But the article goes beyond that; and I quote: “Though 53 cities in the country meet the population criterion, only 18 of those are in the 10 states and union territories that have agreed to permit FDI in multi-brand retail. Thus, the policy is de facto akin to a “lab experiment”. With  that, in combination with the research quoted above, comes to a close a needless argument – or, at least, it should. There will of course be political overtones and social reactions, as it is an extremely emotive topic – but that is another story.

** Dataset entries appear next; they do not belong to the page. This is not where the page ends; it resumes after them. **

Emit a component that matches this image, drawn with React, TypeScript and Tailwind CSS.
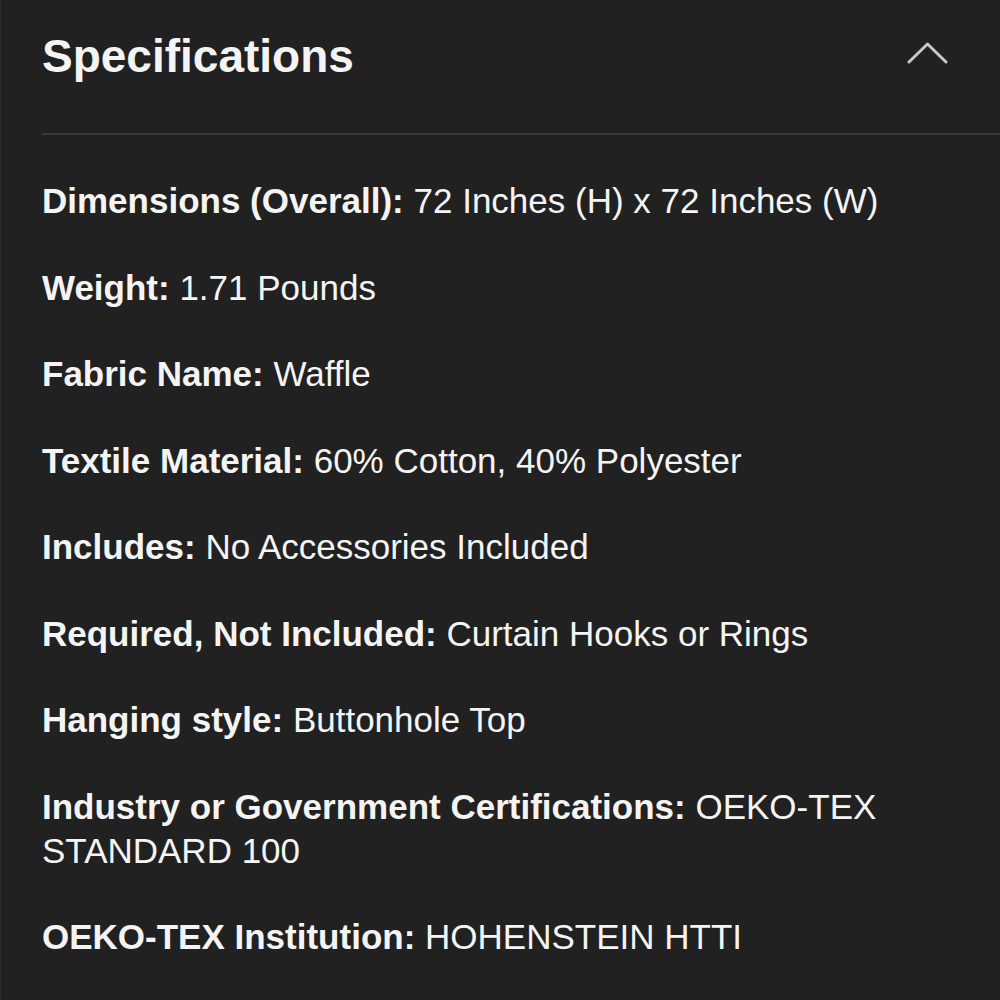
type Spec = {
  label: string;
  value: string;
};

const specs: Spec[] = [
  { label: "Dimensions (Overall):", value: "72 Inches (H) x 72 Inches (W)" },
  { label: "Weight:", value: "1.71 Pounds" },
  { label: "Fabric Name:", value: "Waffle" },
  { label: "Textile Material:", value: "60% Cotton, 40% Polyester" },
  { label: "Includes:", value: "No Accessories Included" },
  { label: "Required, Not Included:", value: "Curtain Hooks or Rings" },
  { label: "Hanging style:", value: "Buttonhole Top" },
  {
    label: "Industry or Government Certifications:",
    value: "OEKO-TEX STANDARD 100",
  },
  { label: "OEKO-TEX Institution:", value: "HOHENSTEIN HTTI" },
];

const App = () => {
  return (
    <div className="min-h-[1000px] w-[1000px] bg-[#212121] border-l border-[#2c2c2c] font-['Liberation_Sans',Arial,sans-serif] text-[#f4f4f4]">
      {/* header */}
      <div className="ml-[41px] flex h-[135px] items-start justify-between border-b-2 border-[#383838] pt-[29px]">
        <h2 className="text-[46px] font-bold leading-[54px]">Specifications</h2>
        <svg
          width="41"
          height="22"
          viewBox="0 0 41 22"
          className="mr-[52px] mt-[13px]"
          fill="none"
          stroke="#c8c8c8"
          strokeWidth="3"
          strokeLinecap="round"
          strokeLinejoin="round"
        >
          <polyline points="2,20 20.5,2 39,20" />
        </svg>
      </div>

      {/* spec list */}
      <div className="ml-[41px] mr-[50px] flex flex-col gap-[42.5px] pt-[44px]">
        {specs.map((spec) => (
          <p key={spec.label} className="text-[35px] leading-[44px]">
            <span className="font-bold">{spec.label}</span> {spec.value}
          </p>
        ))}
      </div>
    </div>
  );
};

export default App;
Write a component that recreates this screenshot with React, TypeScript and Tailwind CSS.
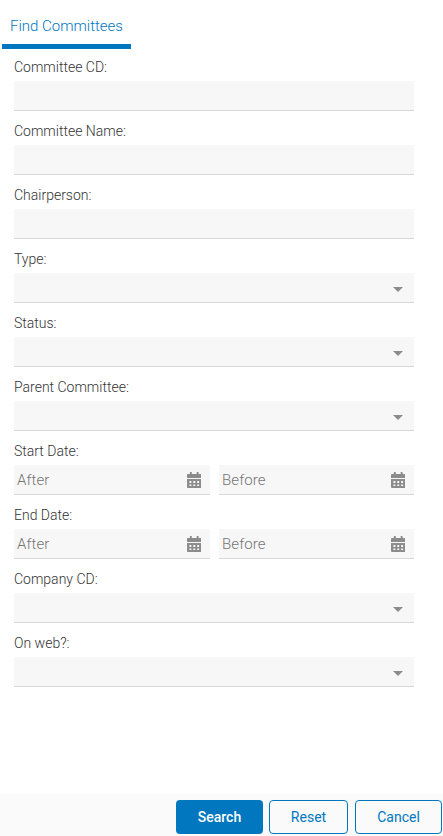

While the article correctly touches on the rising star of online retail, it makes a link between online retail and kirana store sales. Yes, the younger generation is very adept at and comfortable with online transactions, but saying that it will impact kirana store sales seems a bit of a tall tale. I may be wrong in this; for it is too early in the day to make any comment. And this is also corroborated by the research, which comes across as a surprise. Does online retail really constitute a “more credible threat” to kirana sales?

That it is a threat in some categories – like books – is already a reality; that much is true. But does this extend to grocery? Honestly, I am inclined at this point on the reverse; that it does not – not over the short to medium term. The reason is the fast growing population, 6% internet penetration (let alone transactions penetration), low awareness & education levels, low per capita income, buying behaviour with the lady of the house preferring the physical touch and feel and sporadic, unplanned & at times impulse purchases of other categories from Kirana offtake. Perhaps, when India is a developed or middle income economy, the game may undergo a change… let us see. True, online sales are rising; but the sheer numbers of consumers in India might just ensure a safe short-to-mid term. Further, the urban and A-class consumers might shift over to retail – the threat of shift as calculated in the report can only mean that; this may happen over the mid term even. Since I accept one part of the report, I have to accept it all.

And if you look at it in this way, then it begins to click and come together, As internet penetration, awareness, usage and comfort grows in tandem with increasing income levels, the penetration of online shopping in combination with Cash On Delivery will increase. Thus richer localities will see changes; the others will only feel the same over a longer-  indeed, given the realities in India, a much longer period. What precisely will those changes be, which categories will bear the heaviest brunt, what changes occur at the store level, how our shopping experiences will be redefined all lie in the future… let us see how it turns out!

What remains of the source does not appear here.